* **TASK TO CARRY OUT**: Set the listing down again in full, word for word, with the pictures left out.

* **THE RECORDS**:
>> begin

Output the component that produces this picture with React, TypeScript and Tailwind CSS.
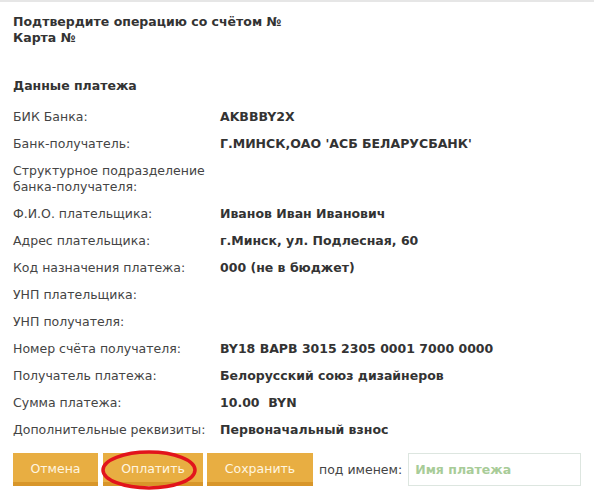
const rows: [string, string][] = [
  ["БИК Банка:", "AKBBBY2X"],
  ["Банк-получатель:", "Г.МИНСК,ОАО 'АСБ БЕЛАРУСБАНК'"],
  ["Структурное подразделение банка-получателя:", ""],
  ["Ф.И.О. плательщика:", "Иванов Иван Иванович"],
  ["Адрес плательщика:", "г.Минск, ул. Подлесная, 60"],
  ["Код назначения платежа:", "000 (не в бюджет)"],
  ["УНП плательщика:", ""],
  ["УНП получателя:", ""],
  ["Номер счёта получателя:", "BY18 BAPB 3015 2305 0001 7000 0000"],
  ["Получатель платежа:", "Белорусский союз дизайнеров"],
  ["Сумма платежа:", "10.00  BYN"],
  ["Дополнительные реквизиты:", "Первоначальный взнос"],
];

function Btn({ label }: { label: string }) {
  return (
    <button className="h-[33px] bg-[#e8ae42] border-b-[4px] border-[#d8962a] text-[#fff6e0] text-[12.5px] pt-[3px] w-full">
      {label}
    </button>
  );
}

export default function App() {
  return (
    <div className="w-[594px] h-[503px] bg-white border-t-[2px] border-[#e6e6e6] font-['DejaVu_Sans',Verdana,sans-serif] text-[12.5px] leading-[16px] text-[#333]">
      <div className="px-[13px] pt-[12px]">
        <div className="font-bold text-[#333]">
          <div>Подтвердите операцию со счётом №</div>
          <div>Карта №</div>
        </div>
        <div className="font-bold mt-[32px]">Данные платежа</div>
        <div className="mt-[15px] flex flex-col gap-[11px]">
          {rows.map(([k, v]) => (
            <div key={k} className="flex">
              <div className="w-[207px] text-[#444]">{k}</div>
              <div className="font-bold text-[#333] whitespace-pre">{v}</div>
            </div>
          ))}
        </div>
        <div className="mt-[15px] flex items-center">
          <div className="w-[85px]">
            <Btn label="Отмена" />
          </div>
          <div className="ml-[5px] w-[100px] relative">
            <Btn label="Оплатить" />
            <svg className="absolute left-[-3px] top-[-4px]" width="100" height="42" viewBox="0 0 100 42">
              <ellipse cx="49" cy="21" rx="46" ry="18" fill="none" stroke="#e2141c" strokeWidth="3.5" />
            </svg>
          </div>
          <div className="ml-[4px] w-[106px]">
            <Btn label="Сохранить" />
          </div>
          <span className="ml-[6px] text-[#444] whitespace-nowrap">под именем:</span>
          <input
            className="ml-[6px] flex-1 min-w-0 h-[33px] border border-[#dde6e0] px-[6px] text-[12.5px] font-bold placeholder:text-[#a8cc98] outline-none"
            placeholder="Имя платежа"
          />
        </div>
      </div>
    </div>
  );
}
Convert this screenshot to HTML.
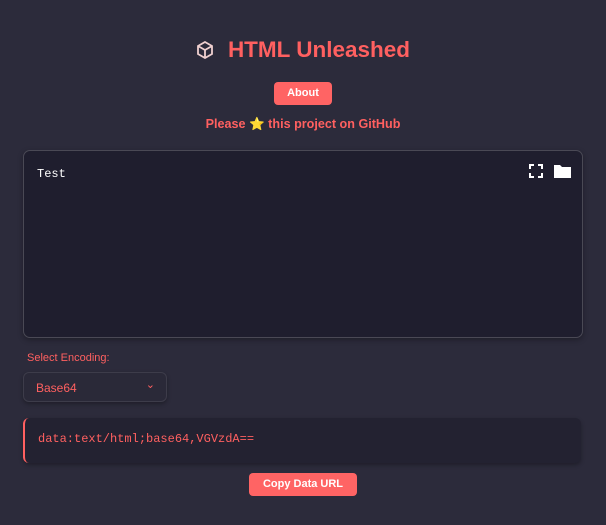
<!DOCTYPE html>
<html><head><style>
*{box-sizing:border-box;margin:0;padding:0}
body{width:606px;height:525px;background:#2c2b3b;font-family:"Liberation Sans",sans-serif;position:relative;overflow:hidden}
.title{position:absolute;top:37px;left:0;width:606px;text-align:center;color:#ff6060;font-weight:bold;font-size:22.5px}
.title svg{vertical-align:-2px;margin-right:14px}
.about{position:absolute;left:274px;top:82px;width:58px;height:23px;background:#ff6464;border-radius:4px;color:#fff;font-weight:bold;font-size:11px;text-align:center;line-height:23px}
.star{position:absolute;top:117px;width:606px;text-align:center;color:#ff6060;font-weight:bold;font-size:12.6px}
.ta{position:absolute;left:23px;top:150px;width:560px;height:188px;background:#1f1e2e;border:1px solid #4a4955;border-radius:7px;box-shadow:0 2px 6px rgba(0,0,0,.3)}
.ta .t{position:absolute;left:13px;top:16px;color:#fff;font-family:"Liberation Mono",monospace;font-size:12px}
.lbl{position:absolute;left:27px;top:352px;color:#ff6060;font-size:11px}
.sel{position:absolute;left:23px;top:372px;width:144px;height:30px;background:#2a2938;border:1px solid #3d3c4a;border-radius:6px;color:#ff6060;font-size:12px;padding:8px 0 0 12px;box-shadow:0 2px 4px rgba(0,0,0,.3)}
.sel span{position:absolute;right:11px;top:5px;font-size:11px}
.out{position:absolute;left:23px;top:418px;width:558px;height:45px;background:#232231;border-left:2px solid #ff6060;border-radius:6px;color:#ff6060;font-family:"Liberation Mono",monospace;font-size:12px;padding:14px 0 0 13px;box-shadow:0 2px 4px rgba(0,0,0,.3)}
.copy{position:absolute;left:249px;top:473px;width:108px;height:23px;background:#ff6464;border-radius:4px;color:#fff;font-weight:bold;font-size:11px;text-align:center;line-height:23px}
</style></head><body>
<div class="title"><svg width="18" height="18" viewBox="0 0 18 18"><path d="M9 1L16 5V13L9 17L2 13V5Z M2 5L9 9L16 5 M9 9V17" fill="none" stroke="#f0d0d0" stroke-width="1.8"/></svg>HTML Unleashed</div>
<div class="about">About</div>
<div class="star">Please <span style="color:#fc0">⭐</span> this project on GitHub</div>
<div class="ta"><div class="t">Test</div>
<svg style="position:absolute;left:505px;top:13px" width="14" height="14" viewBox="0 0 14 14"><path d="M1 5V1H5M9 1H13V5M13 9V13H9M5 13H1V9" fill="none" stroke="#fff" stroke-width="2"/></svg>
<svg style="position:absolute;left:530px;top:13px" width="17" height="14" viewBox="0 0 17 14"><path d="M0 1H6L8 3H17V14H0Z" fill="#fff"/></svg>
</div>
<div class="lbl">Select Encoding:</div>
<div class="sel">Base64<span>⌄</span></div>
<div class="out">data:text/html;base64,VGVzdA==</div>
<div class="copy">Copy Data URL</div>
</body></html>
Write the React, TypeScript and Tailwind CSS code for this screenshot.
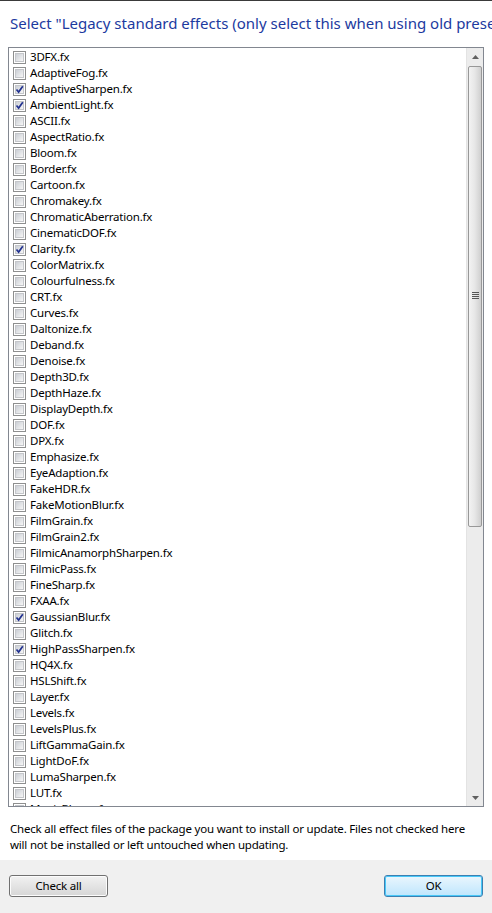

>> end

* **WRITTEN SOLUTION**:
Output the component that produces this picture with React, TypeScript and Tailwind CSS.
const rows: [string, string][] = [
  ["БИК Банка:", "AKBBBY2X"],
  ["Банк-получатель:", "Г.МИНСК,ОАО 'АСБ БЕЛАРУСБАНК'"],
  ["Структурное подразделение банка-получателя:", ""],
  ["Ф.И.О. плательщика:", "Иванов Иван Иванович"],
  ["Адрес плательщика:", "г.Минск, ул. Подлесная, 60"],
  ["Код назначения платежа:", "000 (не в бюджет)"],
  ["УНП плательщика:", ""],
  ["УНП получателя:", ""],
  ["Номер счёта получателя:", "BY18 BAPB 3015 2305 0001 7000 0000"],
  ["Получатель платежа:", "Белорусский союз дизайнеров"],
  ["Сумма платежа:", "10.00  BYN"],
  ["Дополнительные реквизиты:", "Первоначальный взнос"],
];

function Btn({ label }: { label: string }) {
  return (
    <button className="h-[33px] bg-[#e8ae42] border-b-[4px] border-[#d8962a] text-[#fff6e0] text-[12.5px] pt-[3px] w-full">
      {label}
    </button>
  );
}

export default function App() {
  return (
    <div className="w-[594px] h-[503px] bg-white border-t-[2px] border-[#e6e6e6] font-['DejaVu_Sans',Verdana,sans-serif] text-[12.5px] leading-[16px] text-[#333]">
      <div className="px-[13px] pt-[12px]">
        <div className="font-bold text-[#333]">
          <div>Подтвердите операцию со счётом №</div>
          <div>Карта №</div>
        </div>
        <div className="font-bold mt-[32px]">Данные платежа</div>
        <div className="mt-[15px] flex flex-col gap-[11px]">
          {rows.map(([k, v]) => (
            <div key={k} className="flex">
              <div className="w-[207px] text-[#444]">{k}</div>
              <div className="font-bold text-[#333] whitespace-pre">{v}</div>
            </div>
          ))}
        </div>
        <div className="mt-[15px] flex items-center">
          <div className="w-[85px]">
            <Btn label="Отмена" />
          </div>
          <div className="ml-[5px] w-[100px] relative">
            <Btn label="Оплатить" />
            <svg className="absolute left-[-3px] top-[-4px]" width="100" height="42" viewBox="0 0 100 42">
              <ellipse cx="49" cy="21" rx="46" ry="18" fill="none" stroke="#e2141c" strokeWidth="3.5" />
            </svg>
          </div>
          <div className="ml-[4px] w-[106px]">
            <Btn label="Сохранить" />
          </div>
          <span className="ml-[6px] text-[#444] whitespace-nowrap">под именем:</span>
          <input
            className="ml-[6px] flex-1 min-w-0 h-[33px] border border-[#dde6e0] px-[6px] text-[12.5px] font-bold placeholder:text-[#a8cc98] outline-none"
            placeholder="Имя платежа"
          />
        </div>
      </div>
    </div>
  );
}
Convert this screenshot to HTML.
<!DOCTYPE html>
<html><head><style>
*{box-sizing:border-box;margin:0;padding:0}
body{width:606px;height:525px;background:#2c2b3b;font-family:"Liberation Sans",sans-serif;position:relative;overflow:hidden}
.title{position:absolute;top:37px;left:0;width:606px;text-align:center;color:#ff6060;font-weight:bold;font-size:22.5px}
.title svg{vertical-align:-2px;margin-right:14px}
.about{position:absolute;left:274px;top:82px;width:58px;height:23px;background:#ff6464;border-radius:4px;color:#fff;font-weight:bold;font-size:11px;text-align:center;line-height:23px}
.star{position:absolute;top:117px;width:606px;text-align:center;color:#ff6060;font-weight:bold;font-size:12.6px}
.ta{position:absolute;left:23px;top:150px;width:560px;height:188px;background:#1f1e2e;border:1px solid #4a4955;border-radius:7px;box-shadow:0 2px 6px rgba(0,0,0,.3)}
.ta .t{position:absolute;left:13px;top:16px;color:#fff;font-family:"Liberation Mono",monospace;font-size:12px}
.lbl{position:absolute;left:27px;top:352px;color:#ff6060;font-size:11px}
.sel{position:absolute;left:23px;top:372px;width:144px;height:30px;background:#2a2938;border:1px solid #3d3c4a;border-radius:6px;color:#ff6060;font-size:12px;padding:8px 0 0 12px;box-shadow:0 2px 4px rgba(0,0,0,.3)}
.sel span{position:absolute;right:11px;top:5px;font-size:11px}
.out{position:absolute;left:23px;top:418px;width:558px;height:45px;background:#232231;border-left:2px solid #ff6060;border-radius:6px;color:#ff6060;font-family:"Liberation Mono",monospace;font-size:12px;padding:14px 0 0 13px;box-shadow:0 2px 4px rgba(0,0,0,.3)}
.copy{position:absolute;left:249px;top:473px;width:108px;height:23px;background:#ff6464;border-radius:4px;color:#fff;font-weight:bold;font-size:11px;text-align:center;line-height:23px}
</style></head><body>
<div class="title"><svg width="18" height="18" viewBox="0 0 18 18"><path d="M9 1L16 5V13L9 17L2 13V5Z M2 5L9 9L16 5 M9 9V17" fill="none" stroke="#f0d0d0" stroke-width="1.8"/></svg>HTML Unleashed</div>
<div class="about">About</div>
<div class="star">Please <span style="color:#fc0">⭐</span> this project on GitHub</div>
<div class="ta"><div class="t">Test</div>
<svg style="position:absolute;left:505px;top:13px" width="14" height="14" viewBox="0 0 14 14"><path d="M1 5V1H5M9 1H13V5M13 9V13H9M5 13H1V9" fill="none" stroke="#fff" stroke-width="2"/></svg>
<svg style="position:absolute;left:530px;top:13px" width="17" height="14" viewBox="0 0 17 14"><path d="M0 1H6L8 3H17V14H0Z" fill="#fff"/></svg>
</div>
<div class="lbl">Select Encoding:</div>
<div class="sel">Base64<span>⌄</span></div>
<div class="out">data:text/html;base64,VGVzdA==</div>
<div class="copy">Copy Data URL</div>
</body></html>
Write the React, TypeScript and Tailwind CSS code for this screenshot.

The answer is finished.